Formal negotiations with the trade unions about pay and terms and conditions for Cornwall Council employees have concluded this week, with an agreement over a set of proposals which will now be put to staff.
Members of trade unions will be asked for their views as part of a union ballot process.
The council says that reductions in Government funding means it needs to make savings of around "£190m over the next five years".
A re organisation of the Council’s management structure began earlier this year, with the previous six directorates now reduced to three, delivering initial savings of around £400,000.
The proposed Collective Agreement 2014 relates to the Council’s directly employed staff, including corporate directors and the chief executive.
The main items in the proposed Collective Agreement are:
• Implementation of the Living Wage from 1 April 2015 (currently £7.65 per hour which equates to an annual minimum salary of £14,758 for a full time employee)
• Commitment to the payment of national annual pay awards until September 2017 (expected to be at least 1% for 2014)
• Deferral of the implementation of contribution related pay (CRP) for three years until October 2017 • Commitment to retain national terms and conditions including sick pay until September 2017
• Retain the existing severance policy (redundancy payments) until September 2017
• Retain the existing pay protection policy (two years pay protection) until September 2017
“The proposed collective agreement has been developed following negotiations with the main trade unions, including Unison, GMB and Unite “ said the council’s chief executive Andrew Kerr.
“This proposal would improve the wages of our lowest paid staff and would deliver over £5.4 million savings in the next five years towards the £190 million challenge facing the Council. It will enable us to help deliver the savings we need without cutting pay and terms and conditions more radically and we hope that we can achieve this by agreement.
“We can be justifiably proud of how we have worked together to address similar financial challenges in the past and I hope that we can do the same again now. We will continue to work closely with trade unions and staff to look at ways in which we can reduce our workforce by voluntary means where possible, whilst continuing to target investment in the skills that will be needed in our workforce for the future.”
Stuart Roden, UNISON regional organiser, said "The level of cuts imposed on the Council by Central Government are unprecedented and will mean drastic cuts to front line services and jobs. We believe it is right that we work with the Council to explore ways to protect essential service for our local community.
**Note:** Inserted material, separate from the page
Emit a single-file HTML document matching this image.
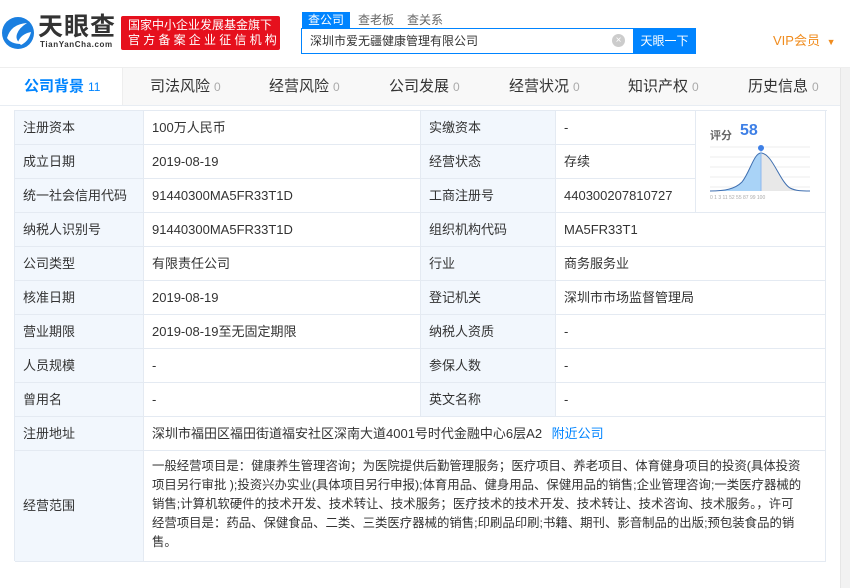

We are, however, concerned that the pay of local government workers has been cut by 18% over the last three years and we must ensure that national pay rates are maintained and that particular help is given to the low paid to raise their living standards."
"We will now consult our members on the proposals. We believe that these proposals strike the right balance between protecting services and helping the lower paid. We will, therefore, be recommending acceptance of the package but this is subject to a ballot of all members".